Known as a feature film director, Ruzowitzky decided to make the move into television in 2016. Eight Days, he says, was by far the “freshest” and most original script he read, telling a story about a society where, from the main characters to the extras in the background, every person has been stripped of their normal life.

“They are at the edge of a nervous breakdown because they know in a few days, their world is going to go down and they’re going to die, or their friends and family are going to die,” he explains. “When I first heard about it, there were no scripts but you could see right away this was very strong and you can make these characters larger than life. Because the situation is so special, you’re asking for extreme actions and reactions.”

The three writers wrote the scripts together, with Ruzowitzky and Krummenacher also giving notes. Filming then took place in blocks by location, with both directors often filming at the same time, each working on their own storylines that would then be pieced together in the edit.

“It’s very interwoven.

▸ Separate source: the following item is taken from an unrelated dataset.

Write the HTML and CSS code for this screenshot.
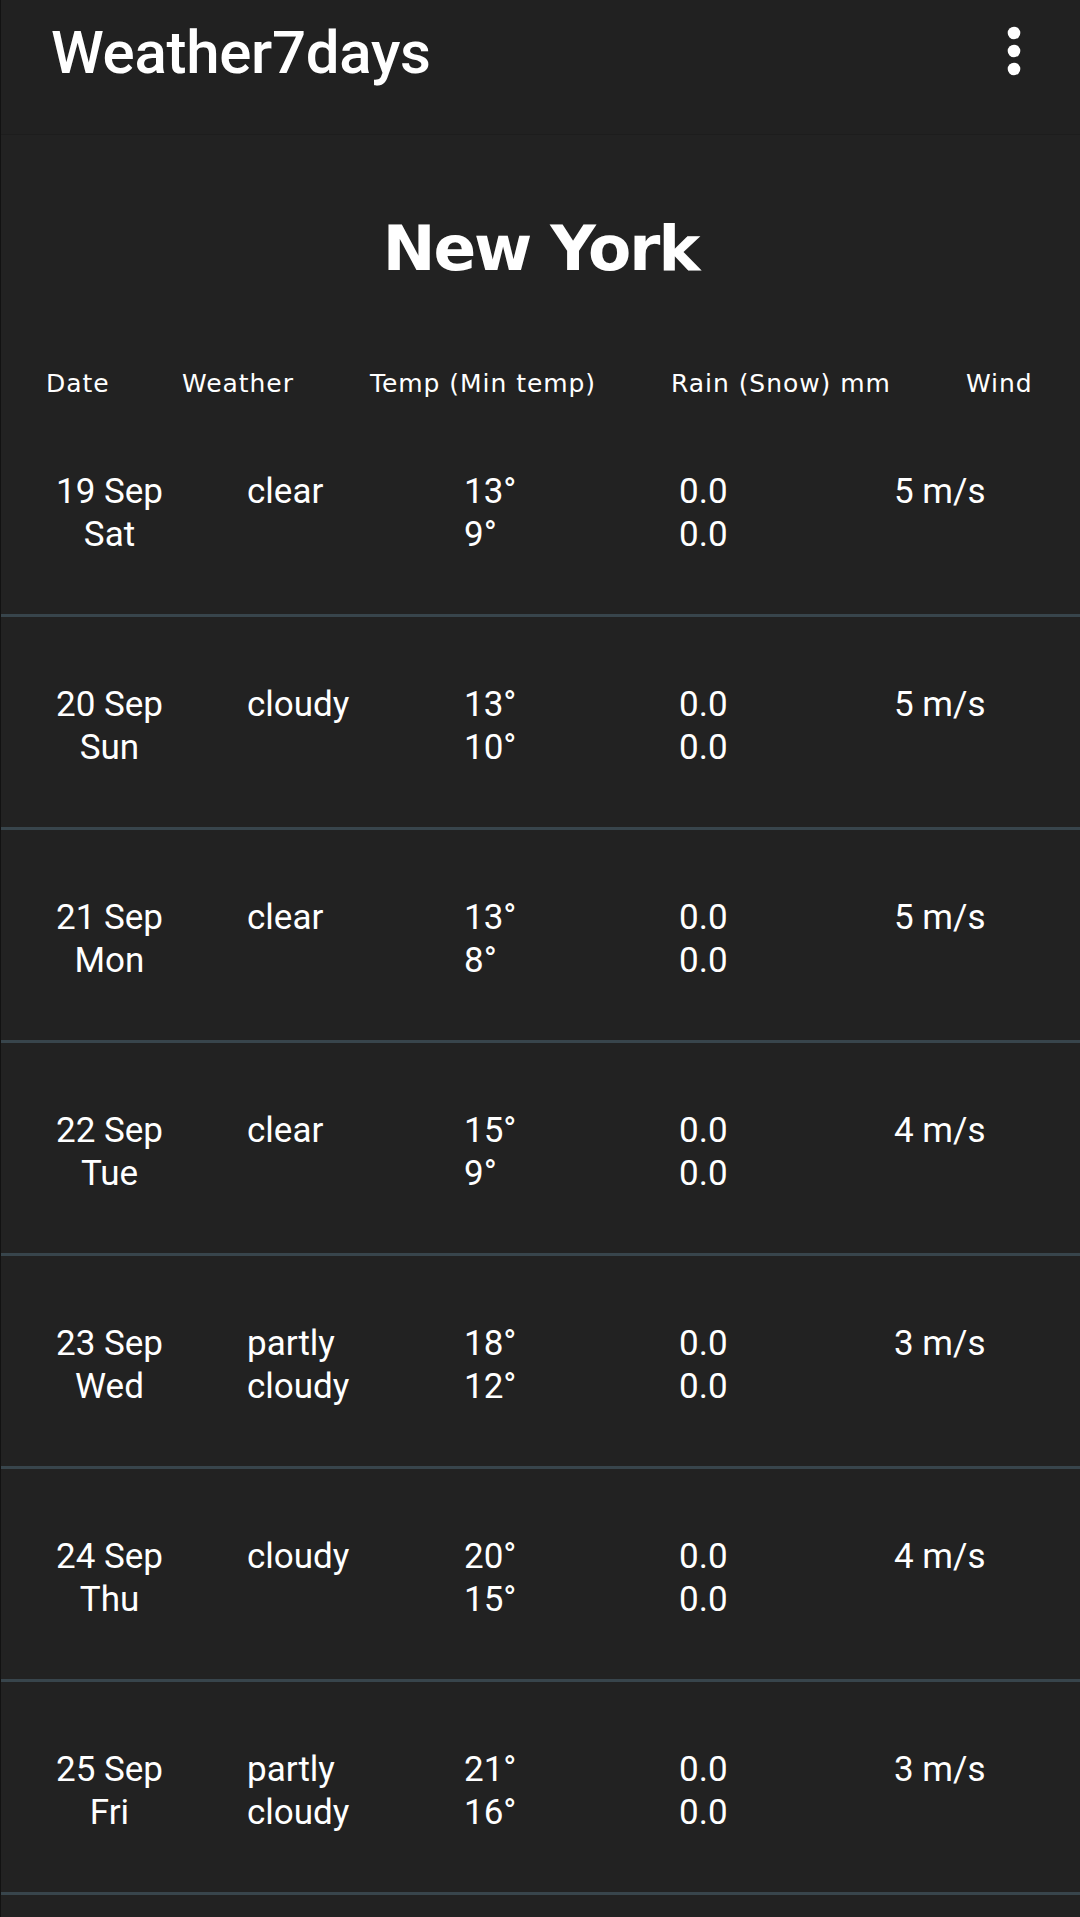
FILE: index.html
```html
<!DOCTYPE html>
<html lang="en">
<head>
<meta charset="utf-8">
<title>Weather7days</title>
<link rel="stylesheet" href="styles.css">
</head>
<body>
<div class="screen">
  <header class="appbar">
    <div class="app-title">Weather7days</div>
    <svg class="menu" width="24" height="60" viewBox="0 0 24 60" aria-label="More options">
      <circle cx="12" cy="12" r="6.3" fill="#fff"/>
      <circle cx="12" cy="30" r="6.3" fill="#fff"/>
      <circle cx="12" cy="48" r="6.3" fill="#fff"/>
    </svg>
  </header>

  <h1 class="city">New York</h1>

  <div class="cols">
    <span>Date</span>
    <span>Weather</span>
    <span>Temp (Min temp)</span>
    <span>Rain (Snow) mm</span>
    <span>Wind</span>
  </div>

  <div class="list">
    <div class="row">
      <div class="c-date">19 Sep<br>Sat</div>
      <div class="c-weather">clear</div>
      <div class="c-temp">13°<br>9°</div>
      <div class="c-rain">0.0<br>0.0</div>
      <div class="c-wind">5 m/s</div>
    </div>
    <div class="row">
      <div class="c-date">20 Sep<br>Sun</div>
      <div class="c-weather">cloudy</div>
      <div class="c-temp">13°<br>10°</div>
      <div class="c-rain">0.0<br>0.0</div>
      <div class="c-wind">5 m/s</div>
    </div>
    <div class="row">
      <div class="c-date">21 Sep<br>Mon</div>
      <div class="c-weather">clear</div>
      <div class="c-temp">13°<br>8°</div>
      <div class="c-rain">0.0<br>0.0</div>
      <div class="c-wind">5 m/s</div>
    </div>
    <div class="row">
      <div class="c-date">22 Sep<br>Tue</div>
      <div class="c-weather">clear</div>
      <div class="c-temp">15°<br>9°</div>
      <div class="c-rain">0.0<br>0.0</div>
      <div class="c-wind">4 m/s</div>
    </div>
    <div class="row">
      <div class="c-date">23 Sep<br>Wed</div>
      <div class="c-weather">partly<br>cloudy</div>
      <div class="c-temp">18°<br>12°</div>
      <div class="c-rain">0.0<br>0.0</div>
      <div class="c-wind">3 m/s</div>
    </div>
    <div class="row">
      <div class="c-date">24 Sep<br>Thu</div>
      <div class="c-weather">cloudy</div>
      <div class="c-temp">20°<br>15°</div>
      <div class="c-rain">0.0<br>0.0</div>
      <div class="c-wind">4 m/s</div>
    </div>
    <div class="row">
      <div class="c-date">25 Sep<br>Fri</div>
      <div class="c-weather">partly<br>cloudy</div>
      <div class="c-temp">21°<br>16°</div>
      <div class="c-rain">0.0<br>0.0</div>
      <div class="c-wind">3 m/s</div>
    </div>
  </div>
</div>
</body>
</html>
```

FILE: styles.css
```css
html, body {
  margin: 0;
  padding: 0;
  background: #222222;
}

.screen {
  width: 1080px;
  min-height: 1917px;
  box-sizing: border-box;
  border-left: 1px solid #121212;
  background: #222222;
  color: #ffffff;
  overflow: hidden;
}

.appbar {
  height: 135px;
  box-sizing: border-box;
  background: #212121;
  border-bottom: 1px solid #1d1d1d;
  display: flex;
  justify-content: space-between;
  align-items: flex-start;
  padding: 23px 54px 0 50px;
}

.app-title {
  font-family: Roboto, "Liberation Sans", sans-serif;
  font-weight: 500;
  font-size: 60px;
  line-height: 60px;
  letter-spacing: -0.3px;
}

.menu {
  margin-top: -2px;
  display: block;
}

.city {
  margin: 82px 0 0 0;
  text-align: center;
  font-family: "DejaVu Sans", sans-serif;
  font-weight: 700;
  font-size: 63px;
  line-height: 63px;
  letter-spacing: -2px;
}

.cols {
  margin-top: 91px;
  display: grid;
  grid-template-columns: 136px 188px 301px 295px auto;
  padding-left: 45px;
  font-family: "DejaVu Sans", sans-serif;
  font-size: 25px;
  line-height: 25px;
  letter-spacing: 0.95px;
  white-space: nowrap;
}

.list {
  margin-top: 8px;
}

.row {
  display: grid;
  grid-template-columns: 217px 246px 215px 215px 1fr;
  align-items: start;
  padding: 66px 0 58px 0;
  height: 86px;
  border-bottom: 3px solid #38454c;
  font-family: Roboto, "Liberation Sans", sans-serif;
  font-size: 35px;
  line-height: 43px;
}

.c-date {
  text-align: center;
}

.c-weather {
  padding-left: 29px;
}
```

That was very important because we didn’t just want to tell different stories,” Parente says. “You have beats from the A plot interfering with another plot. I really like that complex storytelling. With so many different stories, I think the audience can follow it. It’s something that is a lot of fun because you can create a whole world. Something like this happening would create a lot of different ways of people dealing with it. So we could go into different lives but always tell the story from the perspective of a single character.”

The Sky Deutschland drama came from an idea by producer Korbinian Dufter

The production process, which took place mostly on location in the German capital, actually made front-page news when the Gendarmenmarkt, a popular tourist destination in the Mitte area of Berlin, was turned upside down for the series to make it look like it had been the scene of major rioting. “We totally destroyed it,” Parente recalls. “People were calling me in the office, asking what is going on, is there a war going on?”

Ruzowitzky adds: “It really looked like a war scene but I think it was important we did it in Berlin and not on a stage. It wouldn’t have been that much fun.”

In the end, the show’s creators weren’t seeking to make a documentary-real take on what the end of the world would look like, instead heightening the characters and the choices they make. But they still wanted to make a series that spoke to viewers emotionally while sending them on a thrilling journey through eight hours of television. The drama launches on Sky Deutschland today.

“What we managed and what was important for me was even though the characters are flawed and make really bad decisions in this extreme situation, you like them and you can relate to them,” Ruzowitzky concludes. “You can understand why they are making these decisions and you can identify with them and have hope for them.

“I always have problems with series where everyone is an asshole – you wonder why you’re meant to watch that. Our cast and our characters, you can relate to them because you know about your own flaws and you imagine you wouldn’t make all the right decisions in a situation like that either.”